El que se niega a colaborar de manera entusiasta y desinteresada con quienes lo rodean, para el logro de un objetivo común, renuncia a la posibilidad de unirse a algo mucho más grande y más fuerte que él mismo. Como dice un adagio, en la unidad está la fuerza. Solamente podemos ser felices cuando somos útiles. Por eso es necesario contribuir a cambiar la realidad en que vivimos.
Me llega a la mente una señora del barrio en el que nací. Ella es de piel morena, de estatura promedio, pelo corto canoso por los largos años de vida, rostro un tanto arrugado por el pasar de los años, complexión lánguida y mirada serena, de voz fuerte y enronquecida por los años y la penuria, de manos maltratadas y callosas por el trabajo indigno, los pies casi siempre descalzos o con una chancleta que no aguanta más arreglos, el vestido gastado y con algunos remiendos. Su paso, cada vez más lento, requiere la ayuda de un palo de escoba que se ha convertido en su bastón.

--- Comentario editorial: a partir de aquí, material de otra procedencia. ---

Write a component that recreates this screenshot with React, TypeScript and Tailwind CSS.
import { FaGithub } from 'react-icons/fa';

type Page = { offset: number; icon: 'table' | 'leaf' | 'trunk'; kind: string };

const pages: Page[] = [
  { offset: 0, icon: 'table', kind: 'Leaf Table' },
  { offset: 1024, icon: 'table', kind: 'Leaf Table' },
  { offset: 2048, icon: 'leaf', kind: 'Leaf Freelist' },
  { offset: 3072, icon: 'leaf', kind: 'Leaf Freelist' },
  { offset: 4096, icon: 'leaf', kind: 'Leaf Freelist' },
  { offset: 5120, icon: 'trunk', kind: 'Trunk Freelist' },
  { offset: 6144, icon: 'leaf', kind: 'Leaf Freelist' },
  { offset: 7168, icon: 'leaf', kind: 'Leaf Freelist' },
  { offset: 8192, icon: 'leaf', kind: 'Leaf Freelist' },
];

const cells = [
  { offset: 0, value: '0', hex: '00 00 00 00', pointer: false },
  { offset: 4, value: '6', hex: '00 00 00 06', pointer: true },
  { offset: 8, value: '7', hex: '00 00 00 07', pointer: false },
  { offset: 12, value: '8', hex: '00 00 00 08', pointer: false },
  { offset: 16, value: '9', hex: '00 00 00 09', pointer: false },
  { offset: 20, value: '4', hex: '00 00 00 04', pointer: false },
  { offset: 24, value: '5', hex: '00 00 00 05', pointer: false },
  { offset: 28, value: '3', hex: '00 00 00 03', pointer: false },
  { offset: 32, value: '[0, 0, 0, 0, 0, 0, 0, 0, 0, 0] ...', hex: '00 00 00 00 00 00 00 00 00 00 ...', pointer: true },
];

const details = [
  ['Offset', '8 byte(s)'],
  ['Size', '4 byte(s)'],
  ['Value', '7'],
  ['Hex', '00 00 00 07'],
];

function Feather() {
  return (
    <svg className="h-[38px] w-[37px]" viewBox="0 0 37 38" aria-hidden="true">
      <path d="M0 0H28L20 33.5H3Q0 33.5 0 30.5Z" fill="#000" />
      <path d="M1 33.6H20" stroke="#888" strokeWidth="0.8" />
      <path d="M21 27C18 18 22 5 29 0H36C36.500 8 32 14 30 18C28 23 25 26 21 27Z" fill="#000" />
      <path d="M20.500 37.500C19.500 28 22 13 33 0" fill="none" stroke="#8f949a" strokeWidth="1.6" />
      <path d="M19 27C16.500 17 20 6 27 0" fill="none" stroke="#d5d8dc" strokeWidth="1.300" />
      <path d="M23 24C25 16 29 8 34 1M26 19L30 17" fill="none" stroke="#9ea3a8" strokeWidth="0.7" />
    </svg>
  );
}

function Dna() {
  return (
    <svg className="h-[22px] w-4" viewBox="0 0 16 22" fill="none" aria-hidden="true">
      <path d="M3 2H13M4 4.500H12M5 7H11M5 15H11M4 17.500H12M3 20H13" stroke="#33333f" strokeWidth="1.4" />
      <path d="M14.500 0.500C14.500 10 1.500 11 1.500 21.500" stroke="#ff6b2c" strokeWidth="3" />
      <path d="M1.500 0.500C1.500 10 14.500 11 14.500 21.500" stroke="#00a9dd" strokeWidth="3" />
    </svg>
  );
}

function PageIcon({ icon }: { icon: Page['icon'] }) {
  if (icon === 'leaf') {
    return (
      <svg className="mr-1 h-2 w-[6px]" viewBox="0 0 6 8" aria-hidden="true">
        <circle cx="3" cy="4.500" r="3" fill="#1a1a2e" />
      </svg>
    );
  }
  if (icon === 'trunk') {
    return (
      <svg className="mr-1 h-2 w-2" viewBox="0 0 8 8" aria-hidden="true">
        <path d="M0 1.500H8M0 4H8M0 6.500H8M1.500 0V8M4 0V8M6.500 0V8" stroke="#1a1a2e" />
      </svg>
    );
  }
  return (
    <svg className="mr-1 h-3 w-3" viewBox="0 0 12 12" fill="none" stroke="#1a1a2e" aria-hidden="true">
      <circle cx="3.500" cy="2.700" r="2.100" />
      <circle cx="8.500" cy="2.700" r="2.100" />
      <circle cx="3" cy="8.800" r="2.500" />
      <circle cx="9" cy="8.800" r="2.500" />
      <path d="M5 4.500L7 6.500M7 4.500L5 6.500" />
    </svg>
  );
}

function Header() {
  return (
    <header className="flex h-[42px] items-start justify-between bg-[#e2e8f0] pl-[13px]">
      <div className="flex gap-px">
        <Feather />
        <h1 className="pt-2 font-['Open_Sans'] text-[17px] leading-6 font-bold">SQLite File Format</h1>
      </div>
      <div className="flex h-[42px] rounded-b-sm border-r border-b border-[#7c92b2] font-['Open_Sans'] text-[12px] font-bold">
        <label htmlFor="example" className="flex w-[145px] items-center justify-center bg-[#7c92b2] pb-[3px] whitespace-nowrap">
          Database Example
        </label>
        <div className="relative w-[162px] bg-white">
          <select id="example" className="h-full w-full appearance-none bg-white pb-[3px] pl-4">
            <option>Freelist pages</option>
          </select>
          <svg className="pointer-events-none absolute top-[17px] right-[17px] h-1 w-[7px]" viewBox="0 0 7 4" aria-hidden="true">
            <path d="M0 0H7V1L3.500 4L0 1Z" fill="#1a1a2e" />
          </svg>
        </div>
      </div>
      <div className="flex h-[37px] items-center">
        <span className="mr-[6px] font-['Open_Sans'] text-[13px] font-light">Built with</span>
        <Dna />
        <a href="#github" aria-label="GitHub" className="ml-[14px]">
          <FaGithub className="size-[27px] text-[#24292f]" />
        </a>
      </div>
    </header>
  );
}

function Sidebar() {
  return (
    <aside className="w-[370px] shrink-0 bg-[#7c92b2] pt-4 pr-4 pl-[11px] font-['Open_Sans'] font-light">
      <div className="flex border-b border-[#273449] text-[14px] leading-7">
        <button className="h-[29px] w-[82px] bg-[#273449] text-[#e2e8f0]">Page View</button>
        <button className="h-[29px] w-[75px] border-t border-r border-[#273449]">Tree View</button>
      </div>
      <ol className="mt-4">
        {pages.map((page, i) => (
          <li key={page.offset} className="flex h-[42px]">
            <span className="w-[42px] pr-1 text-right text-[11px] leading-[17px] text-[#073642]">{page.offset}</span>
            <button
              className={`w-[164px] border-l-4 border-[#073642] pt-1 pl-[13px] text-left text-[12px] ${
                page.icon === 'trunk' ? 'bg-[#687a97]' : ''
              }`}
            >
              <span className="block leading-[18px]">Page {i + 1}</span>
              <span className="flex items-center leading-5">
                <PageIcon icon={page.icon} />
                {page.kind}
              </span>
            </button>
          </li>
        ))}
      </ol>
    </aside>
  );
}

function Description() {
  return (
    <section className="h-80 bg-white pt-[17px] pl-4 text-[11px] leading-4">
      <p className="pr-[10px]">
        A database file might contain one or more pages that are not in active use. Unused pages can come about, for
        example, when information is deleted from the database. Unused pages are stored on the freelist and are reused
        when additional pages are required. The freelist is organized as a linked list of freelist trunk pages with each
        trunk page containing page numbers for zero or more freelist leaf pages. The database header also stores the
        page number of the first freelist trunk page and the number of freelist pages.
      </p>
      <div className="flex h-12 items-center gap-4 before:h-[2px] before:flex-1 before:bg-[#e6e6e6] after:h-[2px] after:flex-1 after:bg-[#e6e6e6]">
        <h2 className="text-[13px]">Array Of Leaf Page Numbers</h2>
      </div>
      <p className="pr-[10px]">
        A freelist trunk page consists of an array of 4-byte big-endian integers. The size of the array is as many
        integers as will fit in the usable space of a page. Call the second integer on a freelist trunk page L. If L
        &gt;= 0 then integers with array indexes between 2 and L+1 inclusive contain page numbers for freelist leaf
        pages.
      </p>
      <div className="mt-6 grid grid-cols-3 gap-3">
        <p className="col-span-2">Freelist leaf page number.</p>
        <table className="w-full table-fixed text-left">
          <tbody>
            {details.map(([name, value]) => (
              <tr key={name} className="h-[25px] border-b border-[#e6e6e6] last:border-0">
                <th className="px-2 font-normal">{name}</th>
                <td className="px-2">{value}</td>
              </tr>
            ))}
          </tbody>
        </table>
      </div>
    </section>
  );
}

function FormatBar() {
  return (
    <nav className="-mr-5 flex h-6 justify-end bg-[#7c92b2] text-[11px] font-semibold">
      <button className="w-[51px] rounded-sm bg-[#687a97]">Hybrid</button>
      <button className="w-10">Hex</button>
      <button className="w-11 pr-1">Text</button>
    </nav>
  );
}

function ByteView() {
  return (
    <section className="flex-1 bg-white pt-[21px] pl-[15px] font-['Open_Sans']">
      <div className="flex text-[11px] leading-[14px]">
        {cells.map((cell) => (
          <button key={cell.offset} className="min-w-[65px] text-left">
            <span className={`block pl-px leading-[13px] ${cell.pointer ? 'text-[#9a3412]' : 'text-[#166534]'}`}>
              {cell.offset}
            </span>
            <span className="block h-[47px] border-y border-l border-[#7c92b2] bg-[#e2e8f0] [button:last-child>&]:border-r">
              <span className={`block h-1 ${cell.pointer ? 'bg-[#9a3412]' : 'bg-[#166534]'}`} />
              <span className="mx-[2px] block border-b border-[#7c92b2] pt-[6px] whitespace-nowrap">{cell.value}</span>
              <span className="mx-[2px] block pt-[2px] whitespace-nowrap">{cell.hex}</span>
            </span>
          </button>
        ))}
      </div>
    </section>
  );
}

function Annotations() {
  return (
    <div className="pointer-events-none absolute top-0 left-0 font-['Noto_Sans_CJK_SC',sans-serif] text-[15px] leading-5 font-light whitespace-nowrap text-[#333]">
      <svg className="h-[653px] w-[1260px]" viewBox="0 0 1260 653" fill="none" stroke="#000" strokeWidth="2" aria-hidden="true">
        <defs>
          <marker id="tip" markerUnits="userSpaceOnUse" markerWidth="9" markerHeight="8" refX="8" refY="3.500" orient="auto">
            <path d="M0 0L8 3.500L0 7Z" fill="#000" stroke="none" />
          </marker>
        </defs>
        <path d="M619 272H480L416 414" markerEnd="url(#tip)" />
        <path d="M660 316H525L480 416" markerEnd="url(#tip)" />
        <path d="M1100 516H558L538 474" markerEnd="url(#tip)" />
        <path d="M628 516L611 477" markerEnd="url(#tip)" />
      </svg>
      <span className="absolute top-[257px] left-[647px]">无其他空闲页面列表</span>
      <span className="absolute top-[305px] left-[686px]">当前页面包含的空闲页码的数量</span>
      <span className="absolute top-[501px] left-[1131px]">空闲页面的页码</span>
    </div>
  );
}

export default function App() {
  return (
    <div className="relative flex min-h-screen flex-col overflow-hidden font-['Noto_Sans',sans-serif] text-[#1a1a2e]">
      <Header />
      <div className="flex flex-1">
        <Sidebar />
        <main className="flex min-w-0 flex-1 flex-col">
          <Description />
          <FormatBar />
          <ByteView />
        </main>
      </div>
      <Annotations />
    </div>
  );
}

Sin lugar a duda, es solo una cruda muestra de la desigualdad social en que vivimos muchos países de Latinoamérica. A esa señora le cayeron los años sin techo, sin alimento, sin salud, sin nada de dónde agarrarse, como se dice popularmente. A sus años es un desafío diario conseguir el café en las mañanas. Comer el pan y el arroz de las doce nunca está seguro para ella. Aunque siempre vive enferma, con una tos eterna, le es obligatorio salir a buscar el pan hasta el día en que la cruda muerte toque a su puerta y le robe el aliento.
Para ella no hay Navidad en familia, nadie la incluye en su lista de regalos, en su mesa no hay finos vinos y suculentos manjares, no participa en las conferencias que se realizan en los grandes hoteles donde se discute sobre pobreza. De seguro, ocasionalmente recibe una cena de algún vecino solidario en un plato desechable y ella lo acepta con una gran sonrisa en sus labios, y devuelve el deseo de miles de bendiciones que, en realidad, necesita más que nadie. Posiblemente hasta baile bachata, de esa que ponen a alto volumen en el colmado de la esquina.

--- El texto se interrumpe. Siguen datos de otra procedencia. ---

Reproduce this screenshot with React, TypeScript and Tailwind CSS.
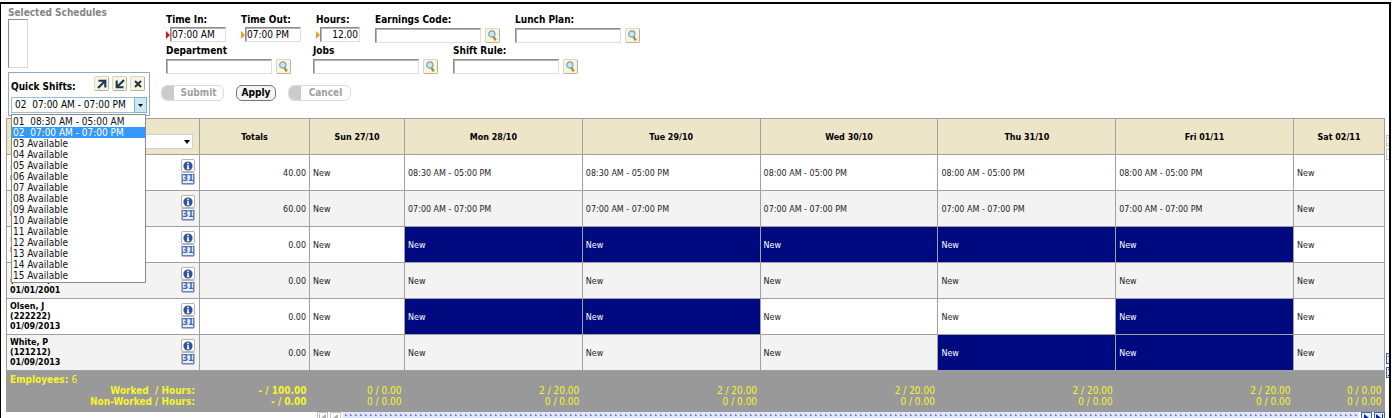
import React from "react";

const days = ["Sun 27/10", "Mon 28/10", "Tue 29/10", "Wed 30/10", "Thu 31/10", "Fri 01/11", "Sat 02/11"];
const dayTotals = ["0 / 0.00", "2 / 20.00", "2 / 20.00", "2 / 20.00", "2 / 20.00", "2 / 20.00", "0 / 0.00"];
const shift = (text: string) => ["New", text, text, text, text, text, "New"];
const empty = shift("New");

type Row = { person: string[]; total: string; cells: string[]; picked: number[] };

const rows: Row[] = [
  { person: [], total: "40.00", cells: ["New", "08:30 AM - 05:00 PM", "08:30 AM - 05:00 PM", "08:00 AM - 05:00 PM", "08:00 AM - 05:00 PM", "08:00 AM - 05:00 PM", "New"], picked: [] },
  { person: [], total: "60.00", cells: shift("07:00 AM - 07:00 PM"), picked: [] },
  { person: [], total: "0.00", cells: empty, picked: [1, 2, 3, 4, 5] },
  { person: ["\u00a0", "(000000)", "01/01/2001"], total: "0.00", cells: empty, picked: [] },
  { person: ["Olsen, J", "(222222)", "01/09/2013"], total: "0.00", cells: empty, picked: [1, 2, 5] },
  { person: ["White, P", "(121212)", "01/09/2013"], total: "0.00", cells: empty, picked: [4, 5] },
];

const quickShifts = [
  "01  08:30 AM - 05:00 AM",
  "02  07:00 AM - 07:00 PM",
  ...["03", "04", "05", "06", "07", "08", "09", "10", "11", "12", "13", "14", "15"].map((n) => `${n} Available`),
];

const inputStyle = "h-[15px] border border-[#dedede] border-t-[#8c8c8c] border-l-[#8c8c8c] bg-white px-px text-[10px] leading-3 shadow-[inset_1px_1px_0_#b4b4b4] outline-none";
const toolStyle = "flex size-[15px] items-center justify-center rounded-xs border border-[#b3b1a2] border-t-[#d8d6c6] border-l-[#d8d6c6] bg-[#f8f5dd]";

function Lookup({ label }: { label: string }) {
  return (
    <button type="button" aria-label={label} className={toolStyle}>
      <svg viewBox="0 0 13 13" className="size-[13px]" fill="none">
        <path d="M7.6 7.8 9.8 11.4" stroke="#c0862a" strokeWidth="2.4" />
        <circle cx="5.8" cy="5" r="3.1" fill="#bfe9f7" stroke="#7f9eae" strokeWidth="1.2" />
      </svg>
    </button>
  );
}

function LookupField({ label, id, wide }: { label: string; id: string; wide?: boolean }) {
  return (
    <div className={wide ? "w-[147px]" : "w-[140px]"}>
      <label htmlFor={id} className="block font-bold">{label}</label>
      <div className="mt-[2px] flex items-center gap-1">
        <input id={id} className={`${inputStyle} w-[106px]`} />
        <Lookup label={`Find ${label}`} />
      </div>
    </div>
  );
}

function TimeField({ label, id, value, arrow, short }: { label: string; id: string; value: string; arrow: string; short?: boolean }) {
  return (
    <div className={short ? "w-[59px]" : "w-[75px]"}>
      <label htmlFor={id} className="block font-bold">{label}</label>
      <div className="mt-px flex items-center">
        <svg viewBox="0 0 4 8" className="h-2 w-1"><path d="M0 0 4 4 0 8Z" fill={arrow} /></svg>
        <input id={id} defaultValue={value} className={short ? `${inputStyle} w-10 text-right` : `${inputStyle} w-14`} />
      </div>
    </div>
  );
}

const toolIcons: [string, React.ReactNode][] = [
  ["Open", <path key="a" d="M2 10 8 4M2.5 2.7H9.3V9.5" />],
  ["Collapse", <path key="b" d="M10 2 4 8M2.7 2.5V9.3H9.5" />],
  ["Remove", <path key="c" d="M3 3 9 9M9 3 3 9" />],
];

function QuickShifts() {
  return (
    <section className="relative mt-1 h-[44px] w-[142px] border border-[#8fa9c9] bg-white px-[2px]">
      <div className="flex h-6 items-start justify-between pt-[3px] pr-[2px]">
        <label htmlFor="quick" className="pt-[5px] font-bold">Quick Shifts:</label>
        <div className="flex gap-[3px]">
          {toolIcons.map(([name, icon]) => (
            <button key={name} type="button" aria-label={name} className={toolStyle}>
              <svg viewBox="0 0 12 12" className="size-3" fill="none" stroke="#1d3557" strokeWidth="2.1">{icon}</svg>
            </button>
          ))}
        </div>
      </div>
      <div className="relative flex">
        <select id="quick" defaultValue={quickShifts[1]} className="h-4 w-[136px] appearance-none border border-[#9dbbd4] bg-white pl-[3px] text-[10px] whitespace-pre outline-none">
          {quickShifts.map((s) => <option key={s} value={s}>{s.replace("  ", "\u00a0\u00a0")}</option>)}
        </select>
        <span className="pointer-events-none absolute top-0 left-[123px] flex h-4 w-[13px] items-center justify-center border border-[#7fb2d2] bg-[#cfe8f6]">
          <svg viewBox="0 0 5 3" className="h-[3px] w-[5px]"><path d="M0 0H5L2.5 3Z" /></svg>
        </span>
      </div>
      <ul role="listbox" className="absolute top-[41px] left-[2px] z-10 w-[135px] border border-[#8c8c8c] bg-white pt-px pb-px text-[10px] leading-[11px] whitespace-pre">
        {quickShifts.map((s, i) => (
          <li key={s} role="option" aria-selected={i === 1} className={i === 1 ? "bg-[#3399ff] px-px text-white" : "px-px text-[#111]"}>{s}</li>
        ))}
      </ul>
    </section>
  );
}

function RowIcons() {
  return (
    <div className="flex flex-col pb-px">
      <button type="button" aria-label="Details" className="flex h-[13px] w-[14px] items-center justify-center rounded-xs border border-[#b5b5b5] bg-white">
        <svg viewBox="0 0 10 10" className="size-[10px]">
          <circle cx="5" cy="5" r="4.6" fill="#2b5597" />
          <path d="M3.9 4.2H5.9V7.3H6.5V8.2H3.7V7.3H4.3V5H3.9Z M4.2 1.7H5.9V3.3H4.2Z" fill="#fff" />
        </svg>
      </button>
      <button type="button" aria-label="Calendar" className="flex h-[13px] w-[14px] items-center justify-center rounded-xs border border-[#b5b5b5] bg-white">
        <span className="flex h-[10px] w-3 items-center justify-center border border-[#6b8ac0] bg-[#e6edf8] text-[8px] leading-none font-bold text-[#3f68ad]">31</span>
      </button>
    </div>
  );
}

function Pager({ d, off, label }: { d: string; off?: boolean; label: string }) {
  return (
    <button type="button" aria-label={label} className={off ? "size-[11px] shrink-0 border border-[#c4c4c4] bg-white text-[#b0b0b0]" : "size-[11px] shrink-0 border border-[#3d62b0] bg-[#e4ecff] text-[#0c2a86]"}>
      <svg viewBox="0 0 9 9" className="size-[9px]" fill="currentColor"><path d={d} /></svg>
    </button>
  );
}

const line = "border border-[#a0a0a0]";
const cell = "border border-[#a0a0a0] pt-[2px] pb-0";

export default function App() {
  return (
    <div className="pt-[2px] pr-px font-['DejaVu_Sans_Condensed','DejaVu_Sans',sans-serif] text-[10px] leading-3 text-black">
      <main className="h-[416px] overflow-hidden border-t-2 border-r-2 border-l border-black pl-[5px]">
        <header className="flex h-[114px] gap-[10px]">
          <div className="w-[145px] shrink-0 pt-[3px] pl-[2px]">
            <h2 className="font-bold text-[#858585]">Selected Schedules</h2>
            <div className="h-[49px] w-5 border border-[#d8d8d8] border-t-[#8c8c8c] border-l-[#8c8c8c]" />
            <QuickShifts />
          </div>
          <form className="pt-[10px]">
            <div className="flex pl-[5px]">
              <TimeField id="in" label="Time In:" value="07:00 AM" arrow="#e01020" />
              <TimeField id="out" label="Time Out:" value="07:00 PM" arrow="#f09a28" />
              <TimeField id="hours" label="Hours:" value="12.00" arrow="#f09a28" short />
              <LookupField id="earn" label="Earnings Code:" />
              <LookupField id="lunch" label="Lunch Plan:" />
            </div>
            <div className="mt-[2px] flex pl-[5px]">
              <LookupField id="dept" label="Department" wide />
              <LookupField id="jobs" label="Jobs" />
              <LookupField id="rule" label="Shift Rule:" />
            </div>
            <div className="mt-[11px] flex gap-3">
              <button type="button" disabled className="flex h-4 w-[63px] items-center overflow-hidden rounded-md border border-[#dcdcdc] font-bold text-[#a0a0a0]">
                <span className="h-full w-3 bg-[#cbcbcb]" /><span className="grow">Submit</span>
              </button>
              <button type="button" className="h-4 w-10 rounded-md border border-[#777] bg-[#f4f4f4] font-bold">Apply</button>
              <button type="button" disabled className="flex h-4 w-[63px] items-center overflow-hidden rounded-md border border-[#dcdcdc] font-bold text-[#a0a0a0]">
                <span className="h-full w-3 bg-[#cbcbcb]" /><span className="grow">Cancel</span>
              </button>
            </div>
          </form>
        </header>

        <div className="flex gap-px">
          <div className="min-w-0 grow">
            <table className="w-full table-fixed border-collapse font-['DejaVu_Sans',sans-serif] text-[8px] leading-[10px]">
              <colgroup>
                <col className="w-[193px]" /><col className="w-[110px]" /><col className="w-[95px]" />
                <col /><col /><col /><col /><col />
                <col className="w-[91px]" />
              </colgroup>
              <thead>
                <tr className="h-9 bg-[#ede5c8]">
                  <th className={`${line} p-0`}>
                    <div className="flex justify-end pt-[10px] pr-[6px]">
                      <span className="relative flex w-[176px]">
                        <select aria-label="Employee filter" className="h-[15px] w-full appearance-none border border-[#d0d0d0] bg-white" />
                        <svg viewBox="0 0 6 4" className="pointer-events-none absolute top-[6px] right-[3px] h-1 w-[6px]"><path d="M0 0H6L3 4Z" /></svg>
                      </span>
                    </div>
                  </th>
                  <th className={cell}>Totals</th>
                  {days.map((d) => <th key={d} className={cell}>{d}</th>)}
                </tr>
              </thead>
              <tbody className="text-[#1c1c1c]">
                {rows.map((r, i) => (
                  <tr key={i} className={i % 2 ? "h-9 bg-[#f3f3f3]" : "h-9 bg-white"}>
                    <th scope="row" className={`${line} py-0 pr-1 pl-[3px] text-left text-black`}>
                      <div className="flex items-center justify-between">
                        {r.person.length ? (
                          <div>{r.person.map((p, k) => <div key={k}>{p}</div>)}</div>
                        ) : (
                          <div className="flex flex-col gap-[5px]"><i className="h-[5px] w-px bg-[#f3cf9c]" /><i className="h-[5px] w-px bg-[#e9a44c]" /></div>
                        )}
                        <RowIcons />
                      </div>
                    </th>
                    <td className={`${cell} pr-[3px] text-right`}>{r.total}</td>
                    {r.cells.map((c, j) => (
                      <td key={j} className={r.picked.includes(j) ? `${cell} bg-[#000a80] pl-[3px] text-white` : `${cell} pl-[3px]`}>{c}</td>
                    ))}
                  </tr>
                ))}
              </tbody>
              <tfoot className="font-['DejaVu_Sans_Condensed','DejaVu_Sans',sans-serif]">
                <tr className="h-[41px] bg-[#999] text-right align-top text-[10px] leading-[11px] text-[#f5f52a]">
                  <th scope="row" className="border border-[#999] pt-[3px] pr-1 pb-0 pl-[3px]">
                    <div className="text-left">Employees: <span className="font-normal">6</span></div>
                    <div className="whitespace-pre">Worked  / Hours:</div>
                    <div>Non-Worked / Hours:</div>
                  </th>
                  <td className="pt-[14px] pr-[3px] font-bold"><div>- / 100.00</div><div>- / 0.00</div></td>
                  {dayTotals.map((t, i) => <td key={i} className="pt-[14px] pr-[3px]"><div>{t}</div><div>0 / 0.00</div></td>)}
                </tr>
              </tfoot>
            </table>
            <nav className="flex gap-[2px] pl-[311px]">
              <Pager off label="First" d="M1 1H2V8H1Z M8 1V8L3 5Z" />
              <Pager off label="Previous" d="M7 1V8L2 5Z" />
              <div className="h-[11px] grow bg-[#dfe5fb] bg-[radial-gradient(circle,#7b7be8_1px,transparent_1px)] bg-[size:5px_7px]" />
              <Pager label="Next" d="M2 1V8L7 5Z" />
              <Pager label="Last" d="M1 1V8L6 5Z M7 1H8V8H7Z" />
            </nav>
          </div>
          <div className="flex w-[3px] shrink-0 flex-col justify-between overflow-hidden pt-[17px] pb-[45px]">
            <div className="flex flex-col gap-[3px]">
              <Pager off label="Top" d="M1 1H8V2H1Z M1 8H8L5 3Z" />
              <Pager off label="Up" d="M1 7H8L5 2Z" />
            </div>
            <div className="flex flex-col gap-[3px]">
              <Pager label="Down" d="M1 2H8L5 7Z" />
              <Pager label="Bottom" d="M1 1H8L5 6Z M1 7H8V8H1Z" />
            </div>
          </div>
        </div>
      </main>
    </div>
  );
}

Estoy seguro de que cuando fallezca no repicarán las campanas por ella. No habrá panegírico ni bandera a media asta; ningún edificio o carretera llevará su nombre. El presidente no hablará de ella, ni los senadores ni diputados. Ningún proyecto de ley se conocerá para erradicar el hambre en su honor. Nadie predicará a la sociedad combatir el flagelo de la pobreza que le robó la sonrisa y las fuerzas a esta vieja mujer, condenada a vivir sin tiempo para reír.
Pensemos en los millones de personas que como ella viven un presente precario y un futuro incierto. Es necesario que aportemos desde los diferentes ámbitos en que laboramos para construir un mundo como lo merece la gente buena por la cual trabajamos y luchamos. Un mundo de más iguales y menos desigualdades.
Para eso tenemos que sumar voluntades, sumar voces, sumar sentimientos de cambio. Sumar para multiplicar la vida, el trabajo, el alimento, la salud, la educación y la dignidad de las personas. Muchos grupos sociales luchan por un mundo más solidario y más humano y con menos desigualdad.
Desarrollemos en cada uno de nosotros ese sentimiento de solidaridad por lo más necesitados. De esa manera contribuiremos a construir un mundo en el que nos sintamos orgullosos de vivir, de cantar, de reír.